In a separate decree, "Our Mission and Culture," the Congregation noted that the experience of Christians today resembles the situation in which the early church was shaped by Hellenistic culture. "A similar process is going on today in many parts of the world, as representatives of indigenous cultures, the great religious traditions, and critical modernity bring insights which the Church must consider as part of the dialogue between Christian experience and the diversity of other experiences. In this way, the Church is recovering, in our times, the creativity shown in the early centuries and in the best of its evangelizing."
Francis Clooney, S.J. has been one of the significant voices in the contemporary development of Jesuit thinking about inter-religious dialogue. In addition to his scholarly work in the area of comparative theology, he has written on religious diversity and dialogue in the Catholic university. See "Goddess in the Classroom: Is the Promotion of Religious Diversity a Dangerous Idea?". He coordinates U.S. Jesuit activity in this area. There is a useful website ("Mission and Interreligious Dialogue") devoted to the history of Jesuit inter-religious dialogue, documents, articles by individuals, current activities, and issues of the Dialogue Bulletin from the Jesuit Curia in Rome.

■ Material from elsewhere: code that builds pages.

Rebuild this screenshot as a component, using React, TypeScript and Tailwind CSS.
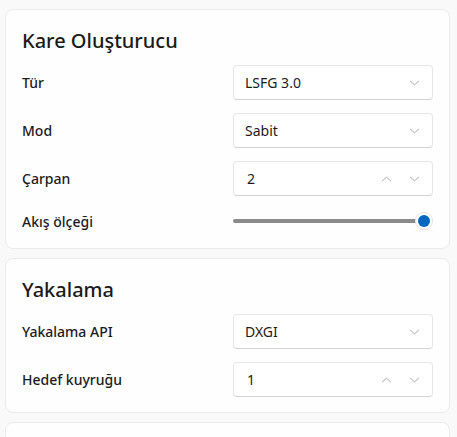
import React from 'react';

const font = { fontFamily: '"Noto Sans", "Open Sans", sans-serif' };

function ChevronDown({ className = '' }: { className?: string }) {
    return (
        <svg viewBox="0 0 12 8" className={className} fill="none" stroke="currentColor" strokeWidth="1" strokeLinecap="round" strokeLinejoin="round">
            <path d="M1.5 2 L6 6 L10.5 2" />
        </svg>
    );
}

function ChevronUp({ className = '' }: { className?: string }) {
    return (
        <svg viewBox="0 0 12 8" className={className} fill="none" stroke="currentColor" strokeWidth="1" strokeLinecap="round" strokeLinejoin="round">
            <path d="M1.5 6 L6 2 L10.5 6" />
        </svg>
    );
}

function ComboBox({ value }: { value: string }) {
    return (
        <div className="w-[200px] h-[35px] flex items-center justify-between pl-[11px] pr-[12px] bg-white rounded-[4px] border border-[#e6e6e6] border-b-[#d2d2d2] text-[14px] text-[#1b1b1b]">
            <span>{value}</span>
            <ChevronDown className="w-[11px] h-[8px] text-[#a0a0a0]" />
        </div>
    );
}

function NumberBox({ value }: { value: string }) {
    return (
        <div className="w-[200px] h-[35px] flex items-center justify-between pl-[13px] pr-[12px] bg-white rounded-[4px] border border-[#e6e6e6] border-b-[#d2d2d2] text-[14px] text-[#1b1b1b]">
            <span>{value}</span>
            <div className="flex items-center gap-[17px]">
                <ChevronUp className="w-[11px] h-[8px] text-[#a0a0a0]" />
                <ChevronDown className="w-[11px] h-[8px] text-[#a0a0a0]" />
            </div>
        </div>
    );
}

function Slider() {
    return (
        <div className="w-[200px] h-[24px] flex items-center">
            <div className="flex-1 h-[4px] rounded-full bg-[#8a8a8a] -mr-[4px]" />
            <div className="w-[18px] h-[18px] rounded-full bg-white border border-[#e3e3e3] flex items-center justify-center">
                <div className="w-[12px] h-[12px] rounded-full bg-[#0067c0]" />
            </div>
        </div>
    );
}

function Row({ label, children }: { label: string; children: React.ReactNode }) {
    return (
        <div className="flex items-center justify-between">
            <span className="text-[14px] font-medium text-[#1b1b1b]">{label}</span>
            {children}
        </div>
    );
}

function Card({ title, children }: { title: string; children: React.ReactNode }) {
    return (
        <div className="w-[445px] bg-[#fefefe] border border-[#ebebeb] rounded-[8px] pt-[17px] pb-[15px] px-[16px]">
            <h2 className="text-[20px] leading-[28px] font-medium text-[#1a1a1a] mb-[10px]">{title}</h2>
            <div className="flex flex-col gap-[13px]">{children}</div>
        </div>
    );
}

export default function App() {
    return (
        <div className="w-[457px] h-[437px] overflow-hidden bg-[#f9f9f9] pl-[5px] pt-[9px] flex flex-col gap-[9px]" style={font}>
            <Card title="Kare Oluşturucu">
                <Row label="Tür"><ComboBox value="LSFG 3.0" /></Row>
                <Row label="Mod"><ComboBox value="Sabit" /></Row>
                <Row label="Çarpan"><NumberBox value="2" /></Row>
                <Row label="Akış ölçeği"><Slider /></Row>
            </Card>
            <Card title="Yakalama">
                <Row label="Yakalama API"><ComboBox value="DXGI" /></Row>
                <Row label="Hedef kuyruğu"><NumberBox value="1" /></Row>
            </Card>
            <div className="w-[445px] h-[80px] shrink-0 bg-[#fefefe] border border-[#ebebeb] rounded-[8px]" />
        </div>
    );
}
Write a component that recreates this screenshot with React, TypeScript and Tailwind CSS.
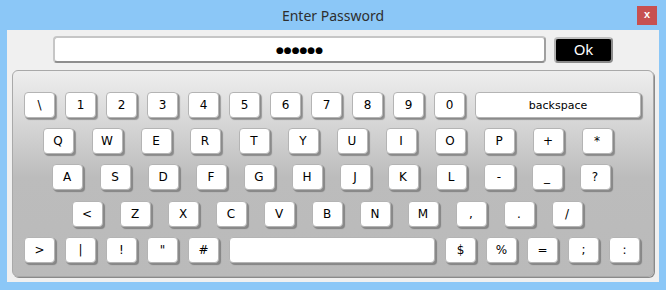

An interesting approach to the role of inter-religious and intercultural dialogue can be found in a paper written by John McDade, a Scottish Jesuit theologian, for the 1999 conference on Jesuit higher education at St. Joseph's University in Philadelphia ("The Jesuit Mission and Dialogue with Culture," in Jesuit Education 21: Conference Proceedings on the Future of Jesuit Higher Education, ed. Martin R. Tripole; Saint Joseph's University Press, 2000, 56-66). McDade quotes the remark of an English Jesuit, Peter Hackett: "Christianity lacks an anthropology of its own, and always has to learn from other sources what it means to be human." McDade suggests that Christianity is always involved in a double activity, proclaiming to human culture the significance of the unique reality of the divine Word made flesh but also discovering in dialogue with human culture a richer account of what it means to be human. It not only draws on other anthropologies, it needs them to understand itself. "Now, if this is right, Christian truth cannot eliminate what is outside its territory without undermining itself: the non-Christian other to which we relate is the other that we need in order to be ourselves." (62)

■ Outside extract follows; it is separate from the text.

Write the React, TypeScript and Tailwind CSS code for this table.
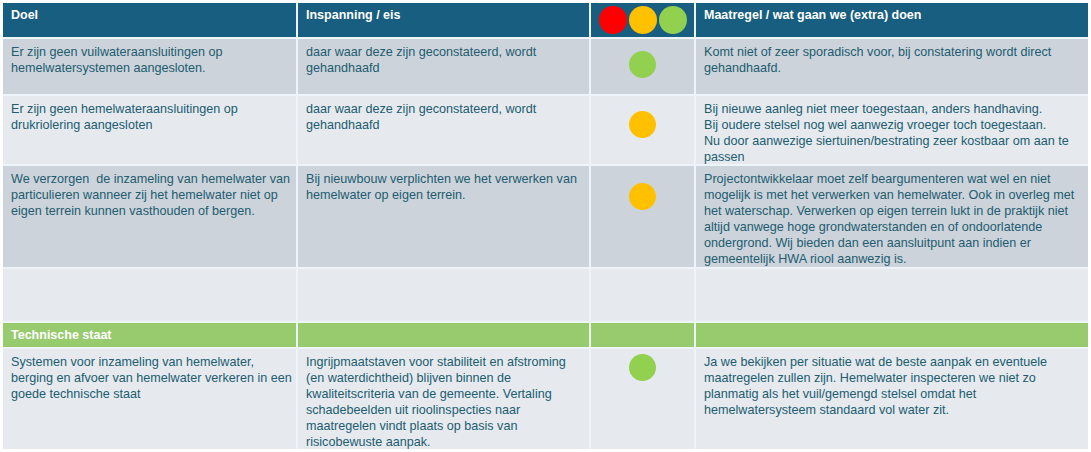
const font = { fontFamily: '"Liberation Sans", Arial, sans-serif' };

function Dot({ color }: { color: string }) {
  return <div className={`h-[27px] w-[27px] rounded-full ${color}`} />;
}

function Cell({ children, tone }: { children?: React.ReactNode; tone: string }) {
  return (
    <div className={`${tone} whitespace-nowrap px-[8px] pt-[5px] text-[12.6px] leading-[16px] text-[#215c70]`}>
      {children}
    </div>
  );
}

export default function App() {
  const dark = "bg-[#cdd3da]";
  const light = "bg-[#e6eaee]";
  const head = "bg-[#175e80] text-white font-bold text-[12.5px] leading-[16px] px-[8px] pt-[4px]";
  const green = "bg-[#97cb6e]";

  return (
    <div className="h-[452px] w-[1091px] bg-white pt-[3px] pl-[3px]" style={font}>
      <div className="grid w-[1085px] grid-cols-[293px_291px_103px_1fr] grid-rows-[34px_55px_68px_101px_52px_24px_100px] gap-[2px] bg-[#eef5fa]">
        <div className={head}>Doel</div>
        <div className={head}>Inspanning / eis</div>
        <div className="flex items-center justify-center gap-[2px] bg-[#175e80]">
          <div className="h-[28px] w-[28px] rounded-full bg-[#ff0000]" />
          <div className="h-[28px] w-[28px] rounded-full bg-[#ffc000]" />
          <div className="h-[28px] w-[28px] rounded-full bg-[#92d050]" />
        </div>
        <div className={head}>Maatregel / wat gaan we (extra) doen</div>

        <Cell tone={dark}>
          Er zijn geen vuilwateraansluitingen op
          <br />
          hemelwatersystemen aangesloten.
        </Cell>
        <Cell tone={dark}>
          daar waar deze zijn geconstateerd, wordt
          <br />
          gehandhaafd
        </Cell>
        <div className={`${dark} flex justify-center pt-[12px]`}>
          <Dot color="bg-[#92d050]" />
        </div>
        <Cell tone={dark}>
          Komt niet of zeer sporadisch voor, bij constatering wordt direct
          <br />
          gehandhaafd.
        </Cell>

        <Cell tone={light}>
          Er zijn geen hemelwateraansluitingen op
          <br />
          drukriolering aangesloten
        </Cell>
        <Cell tone={light}>
          daar waar deze zijn geconstateerd, wordt
          <br />
          gehandhaafd
        </Cell>
        <div className={`${light} flex justify-center pt-[15px]`}>
          <Dot color="bg-[#ffc000]" />
        </div>
        <Cell tone={light}>
          Bij nieuwe aanleg niet meer toegestaan, anders handhaving.
          <br />
          Bij oudere stelsel nog wel aanwezig vroeger toch toegestaan.
          <br />
          Nu door aanwezige siertuinen/bestrating zeer kostbaar om aan te
          <br />
          passen
        </Cell>

        <Cell tone={dark}>
          We verzorgen&nbsp; de inzameling van hemelwater van
          <br />
          particulieren wanneer zij het hemelwater niet op
          <br />
          eigen terrein kunnen vasthouden of bergen.
        </Cell>
        <Cell tone={dark}>
          Bij nieuwbouw verplichten we het verwerken van
          <br />
          hemelwater op eigen terrein.
        </Cell>
        <div className={`${dark} flex justify-center pt-[17px]`}>
          <Dot color="bg-[#ffc000]" />
        </div>
        <Cell tone={dark}>
          Projectontwikkelaar moet zelf beargumenteren wat wel en niet
          <br />
          mogelijk is met het verwerken van hemelwater. Ook in overleg met
          <br />
          het waterschap. Verwerken op eigen terrein lukt in de praktijk niet
          <br />
          altijd vanwege hoge grondwaterstanden en of ondoorlatende
          <br />
          ondergrond. Wij bieden dan een aansluitpunt aan indien er
          <br />
          gemeentelijk HWA riool aanwezig is.
        </Cell>

        <div className={light} />
        <div className={light} />
        <div className={light} />
        <div className={light} />

        <div className={`${green} px-[8px] pt-[4px] text-[12.5px] font-bold leading-[16px] text-white`}>Technische staat</div>
        <div className={green} />
        <div className={green} />
        <div className={green} />

        <Cell tone={light}>
          Systemen voor inzameling van hemelwater,
          <br />
          berging en afvoer van hemelwater verkeren in een
          <br />
          goede technische staat
        </Cell>
        <Cell tone={light}>
          Ingrijpmaatstaven voor stabiliteit en afstroming
          <br />
          (en waterdichtheid) blijven binnen de
          <br />
          kwaliteitscriteria van de gemeente. Vertaling
          <br />
          schadebeelden uit rioolinspecties naar
          <br />
          maatregelen vindt plaats op basis van
          <br />
          risicobewuste aanpak.
        </Cell>
        <div className={`${light} flex justify-center pt-[5px]`}>
          <Dot color="bg-[#92d050]" />
        </div>
        <Cell tone={light}>
          Ja we bekijken per situatie wat de beste aanpak en eventuele
          <br />
          maatregelen zullen zijn. Hemelwater inspecteren we niet zo
          <br />
          planmatig als het vuil/gemengd stelsel omdat het
          <br />
          hemelwatersysteem standaard vol water zit.
        </Cell>
      </div>
    </div>
  );
}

An article from Company Magazine, "Changing Faces", focuses on the promotion of unity on Jesuit campuses, where a generation of students has grown up in culturally plural world.
>top
As one of its self-chosen tasks General Congregation 34 set out to clarify how the Jesuit mission is s
trengthened by women and to expand on the precedent set by General Congregation 33. The resulting document, "Jesuits and the Situation of Women in Church and Civil Society," calls for Jesuits to "align themselves in solidarity" with women and acknowledges courageous steps taken by positive reformers in the women's movement.
This solidarity manifests itself in ministry of all types, but is crucially at work in Catholic higher education. Here, against the background of history, post-Enlightenment pluralism, and twentieth-century humanitarian reform, feminist thinkers and theologians work to clarify the roles of women and the Church. Some of the most insightful and fruitful dialogue comes from these grounds. In her article "Feminist and Catholic Values: the View from the Professional Schools," Mary Brabeck, affirms that the Jesuit mission and the project of feminism are compatible because of a commitment to justice. She argues that despite this commitment, justice is not necessarily partitioned equally, and women still become isolated in the academy.
Lisa Cahill, professor in Boston College's Theology Department identifies such problems at the interpersonal and institutional level in her article "Women and Men Working Together in Jesuit Institutions of Higher Learning." Noting that the Jesuit order has its history in structures that have oppressed women, she also sees a commitment to justice as the promise of improving partnership. She suggests that, because of their commitment to justice, Jesuits are in a ready position to create an educational environment that respects women.
Jesuits, Lay Colleagues, and the Future
Most Catholic universities in the U.S. were founded n the 19th century by members of male and female religious
congregations (Jesuits, Franciscans, Benedictines, Augustinians, etc.) and these congregations provided large numbers of faculty and all the top administrators of their institutions until quite recently. Since the mid-sixties this situation has been rapidly changing. Rare is the Catholic college or university today where more than one or two members of the founding congregation hold positions of authority. These institutions are now staffed, led, and governed almost exclusively by lay men and women. This situation raises fascinating questions about how the mission of a Catholic university will be understood and transmitted when the influential voices no longer come from a relatively small core of individuals formed in the spirituality and traditions of a religious congregation but come instead from a large number of men and women of varying experiences who claim a stake in the identity of the institution. A good place to start considering some of the issues is an essay by a faculty member with long experience of studying and working in Jesuit education, "From Omaha to Philadelphia and Beyond: Jesuit-Lay Cooperation in 21st Century Higher Education" by Brennan O'Donnell (in Jesuit Education 21: Conference Proceedings on the Future of Jesuit Higher Education, ed. Martin R. Tripole; Saint Joseph's University Press, 2000).
The 34th Congregation of the Jesuits produced a landmark document, "Cooperation with the Laity in Mission." This document notes that ministry in the Church is increasingly becoming ministry led by lay people and makes the startling proposal that Jesuits should consider their own primary work to be the support of lay colleagues in their ministry.
Cardinal Roger Mahony of Los Angeles has written a pastoral letter about lay ministry in the church that offers an interesting glimpse of the larger ecclesial context in which these university developments are occurring: "Pastoral Letter on Lay Ministry" (in Origins, 4 May 2000).
J. A. Appleyard, S.J., and Howard Gray, S.J. discuss the connection between lay leadership in the university and the recent conversation about understanding mission: "Tracking the Mission and Identity Question: Three Decades of Inquiry and Three Models of Interpretation."